In addition to the threat of inhalation of nano-sized particulates the existing process used titanium tetrachloride (TiCl4) as a catalyst. Titanium tetrachloride is very irritating to the eyes, skin, mucous membranes, and lungs. The use of TiCl4 required extra levels of worker protection during the addition of the compound as well as the use of pollution control equipment to scrub out the chlorine gas from the production process before it was exhausted to the atmosphere. In one case, a breakthrough of chlorine gas through the scrubber system occurred, resulting in an air quality violation and fine from the city.
In addition to the TiCl4 catalyst, the old operation involved the manual transfer of lithium and titanium compounds in a nine-step batch manufacturing process. Each step involved the open-air transfer of product, creating the potential for air and skin exposures as well as the ergonomic hazards associated with the manual handling of 50-pound bags.
The intervention involved redesign of the production process, changing the way the final nano-product was manufactured. As part of the intervention new capital equipment was purchased that reengineered or enclosed several of the existing process steps and as a result eliminated seven manual handling operations. The redesigned process now only requires manual handing at the beginning and end of the production process. Modifying the process also allowed for the elimination of TiCl4 for use as a catalyst in the process thus eliminating the potential for operator and community exposures to the material and its decomposition products.
Impacts of the Intervention
In addition to the elimination of TiCl4 the equipment containment also reduced exposure to the final nano-product particulates at three points in the process. Previously, operators were required to wear acid/dust respirators and now are wearing simple air-purifying respiratory protection at the first and last process steps, where loading of the raw materials and unloading of the finish product occurs. By changing the process the need to maintain and comply with air quality permits associated with chlorine emissions was also eliminated.
The redesign of the process also contributed significant production-related advantages. The new process has the capability of increasing the production output by a factor of 10 in the same building space. The production capacity increase has required the doubling of the production staff running the new process, resulting in a five-fold increase in product produced.

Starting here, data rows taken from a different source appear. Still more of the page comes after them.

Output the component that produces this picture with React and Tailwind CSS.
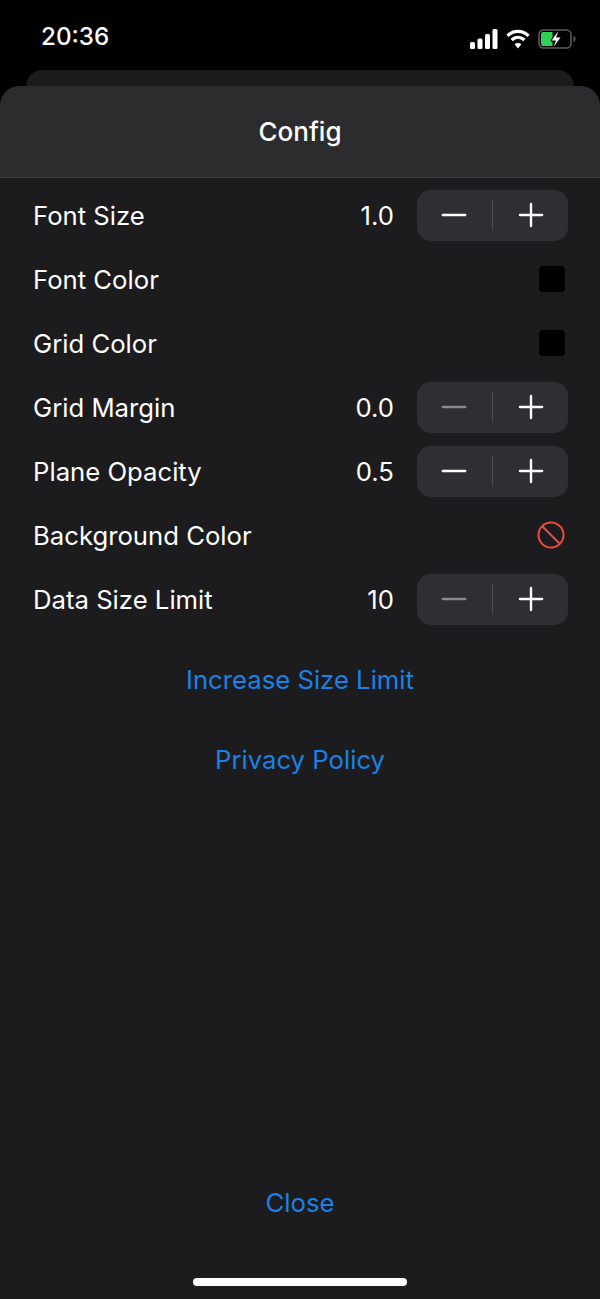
import { Minus, Plus } from 'lucide-react';

const font = 'font-["Inter",sans-serif]';

function Signal() {
  return (
    <svg width="28" height="20" viewBox="0 0 28 20" fill="#fff">
      <rect x="0" y="13" width="5" height="7" rx="1.5" />
      <rect x="7.5" y="9.5" width="5" height="10.5" rx="1.5" />
      <rect x="15" y="5" width="5" height="15" rx="1.5" />
      <rect x="22.5" y="0" width="5" height="20" rx="1.5" />
    </svg>
  );
}

function Wifi() {
  return (
    <svg width="24" height="20" viewBox="0 0 24 20" fill="none" stroke="#fff" strokeWidth="3.2">
      <path d="M1.5 6.8C7.5 .9 16.5 .9 22.5 6.8" />
      <path d="M5.6 11C9.4 7.4 14.6 7.4 18.4 11" />
      <path d="M12 19.5 L8.6 15.2 C10.6 13.5 13.4 13.5 15.4 15.2 Z" fill="#fff" stroke="none" />
    </svg>
  );
}

function Battery() {
  return (
    <svg width="38" height="20" viewBox="0 0 38 20" fill="none">
      <rect x="1" y="1" width="32" height="18" rx="4.5" stroke="#5e5e60" strokeWidth="1.5" />
      <path d="M35.500 7v6c1.200-.4 2-1.600 2-3s-.8-2.600-2-3z" fill="#5e5e60" />
      <path d="M3 5a2 2 0 0 1 2-2h9.500v5l-2 4 2 1v4H5a2 2 0 0 1-2-2z" fill="#30d158" />
      <path d="M20.500 2 13.500 11.500h4.500L15.500 18 22.500 8.500H18z" fill="#fff" />
    </svg>
  );
}

function Stepper({ minusDim }) {
  return (
    <div className="flex h-[51px] w-[151px] items-center rounded-[14px] bg-[#2f2f33]">
      <div className="flex flex-1 justify-center">
        <Minus size={38} strokeWidth={1.6} className={minusDim ? 'text-[#8a8a8d]' : 'text-white'} />
      </div>
      <div className="h-[30px] w-[1.500px] bg-[#4c4c50]" />
      <div className="flex flex-1 justify-center">
        <Plus size={38} strokeWidth={1.5} className="text-white" />
      </div>
    </div>
  );
}

function Row({ label, value, minusDim, swatch, none }) {
  return (
    <div className="flex h-16 items-center pl-[33px] pr-8 text-[25.700px] text-white">
      <span className="flex-1 pt-[2px]">{label}</span>
      {value && <span className="mr-[23px] pt-[2px]">{value}</span>}
      {value && <Stepper minusDim={minusDim} />}
      {swatch && <div className="mr-[3px] h-[26px] w-[26px] rounded-[4px] bg-black" />}
      {none && (
        <svg width="28" height="28" viewBox="0 0 28 28" fill="none" stroke="#ee4b3f" strokeWidth="2" className="mr-[3px]">
          <circle cx="14" cy="14" r="12.500" />
          <path d="M5 5 23 23" />
        </svg>
      )}
    </div>
  );
}

export default function App() {
  return (
    <div className={`flex h-[1299px] w-[600px] flex-col overflow-hidden bg-black ${font}`}>
      <div className="flex h-[70px] items-center justify-between pl-[41px] pr-[24px] pt-[4px]">
        <span className="text-[24.200px] font-medium text-white">20:36</span>
        <div className="flex items-center gap-[8px] pt-[4px]">
          <Signal />
          <Wifi />
          <Battery />
        </div>
      </div>
      <div className="mx-[26px] h-4 rounded-t-[16px] bg-[#1c1c1e]" />
      <div className="flex flex-1 flex-col rounded-t-[20px] bg-[#1c1c1e]">
        <div className="flex h-[92px] items-center justify-center rounded-t-[20px] border-b border-[#3a3a3c] bg-[#2c2c2e] text-[26px] font-medium text-white">
          Config
        </div>
        <div className="pt-[5px]">
          <Row label="Font Size" value="1.0" />
          <Row label="Font Color" swatch />
          <Row label="Grid Color" swatch />
          <Row label="Grid Margin" value="0.0" minusDim />
          <Row label="Plane Opacity" value="0.5" />
          <Row label="Background Color" none />
          <Row label="Data Size Limit" value="10" minusDim />
        </div>
        <div className="flex flex-col items-center gap-12 pt-[33px] text-[25.700px] leading-8 text-[#1a82e6]">
          <span>Increase Size Limit</span>
          <span>Privacy Policy</span>
        </div>
        <div className="mt-auto flex flex-col items-center text-[25.700px] leading-8 text-[#1a82e6]">
          <span>Close</span>
          <div className="mb-[13px] mt-[59px] h-2 w-[214px] rounded-full bg-white" />
        </div>
      </div>
    </div>
  );
}
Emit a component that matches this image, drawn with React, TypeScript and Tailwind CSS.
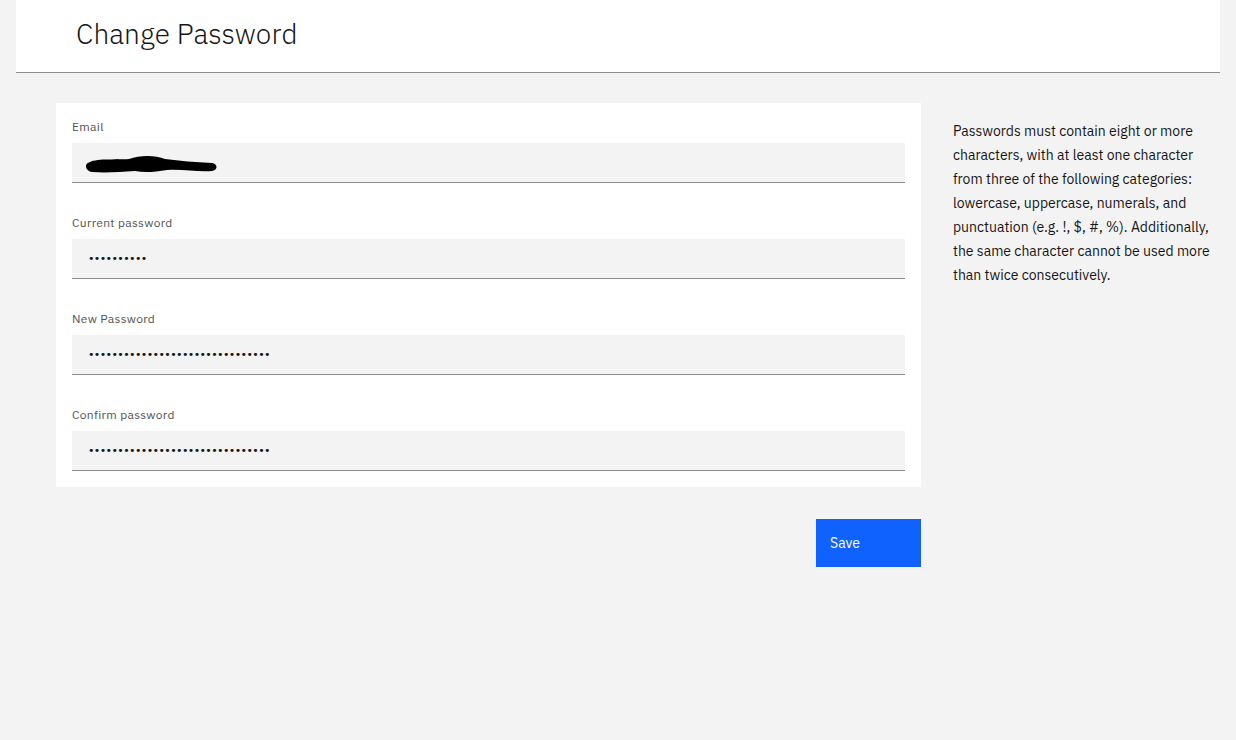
import React from "react";

// Change Password page — header bar, form card on the left, password rules on the right.

const FONT = { fontFamily: '"IBM Plex Sans", "Open Sans", "Liberation Sans", sans-serif' };

function Field({ label, children }: { label: string; children: React.ReactNode }) {
  return (
    <div className="mb-8 last:mb-0">
      <label className="block text-xs leading-4 text-[#525252] tracking-[0.32px] mb-2">{label}</label>
      <div className="h-10 bg-[#f3f3f3] border-b border-[#8d8d8d] flex items-center px-4">{children}</div>
    </div>
  );
}

function Dots({ n }: { n: number }) {
  return (
    <span className="text-[#161616] text-[11px] tracking-[-0.62px] leading-none" style={{ fontFamily: '"DejaVu Sans", sans-serif' }}>
      {"•".repeat(n)}
    </span>
  );
}

export default function App() {
  return (
    <div className="min-h-[740px] bg-[#f3f3f3] text-[#161616]" style={FONT}>
      <header className="mx-4 h-[73px] bg-white border-b border-[#8d8d8d] flex items-center pl-[60px]">
        <h1 className="text-[28px] font-light tracking-[0.1px] text-[#161616] -mt-1">Change Password</h1>
      </header>

      <div className="flex items-start pl-14 pt-[30px]">
        <div className="w-[865px]">
          <form className="bg-white p-4">
            <Field label="Email">
              {/* redacted address */}
              <svg width="134" height="22" viewBox="0 0 134 22" className="-ml-[3px] mt-1">
                <path
                  d="M3 9 C10 4 30 6 44 5 C55 1 70 1 80 5 C95 7 110 8 127 9 C133 10 133 16 127 17 C112 18 98 15 82 16 C70 18 60 19 50 17 C35 18 20 19 7 18 C1 17 -1 11 3 9 Z"
                  fill="#000"
                />
              </svg>
            </Field>
            <Field label="Current password">
              <Dots n={10} />
            </Field>
            <Field label="New Password">
              <Dots n={31} />
            </Field>
            <Field label="Confirm password">
              <Dots n={31} />
            </Field>
          </form>
          <div className="flex justify-end mt-8">
            <button className="w-[105px] h-12 bg-[#0f62fe] text-white text-sm text-left pl-[14px]">Save</button>
          </div>
        </div>

        <p className="ml-8 w-[262px] pt-[16px] text-sm leading-6 text-[#161616]">
          Passwords must contain eight or more characters, with at least one character from three of the following
          categories: lowercase, uppercase, numerals, and punctuation (e.g. !, $, #, %). Additionally, the same
          character cannot be used more than twice consecutively.
        </p>
      </div>
    </div>
  );
}
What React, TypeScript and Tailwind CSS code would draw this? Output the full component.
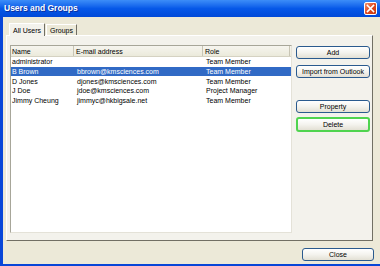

Financial metrics were calculated for the product costs but benefits of additional production capacity have not been provided.
By utilizing IH principles and practices of elimination and product containment, the project was able to achieve reductions in the potential for both employee and community exposures to potentially hazardous substances. This was accomplished by integrating IH concepts into a major process redesign which significantly expanded production capacity. This resulted in the benefit of increasing production output and subsequent revenue opportunities as well as improving employee health and welfare at several levels.
Specific benefits of the project intervention included:
- Improved employee and facility productivity
- Improved product quality – including fewer reworks
- Improved public image through the elimination of the potential for chlorine emissions
- Achievement of sales and production goals
- Lower employee dust and ergonomic exposure levels
- Improved employee morale due to less manual handling, lower PPE requirements, and a cleaner workplace.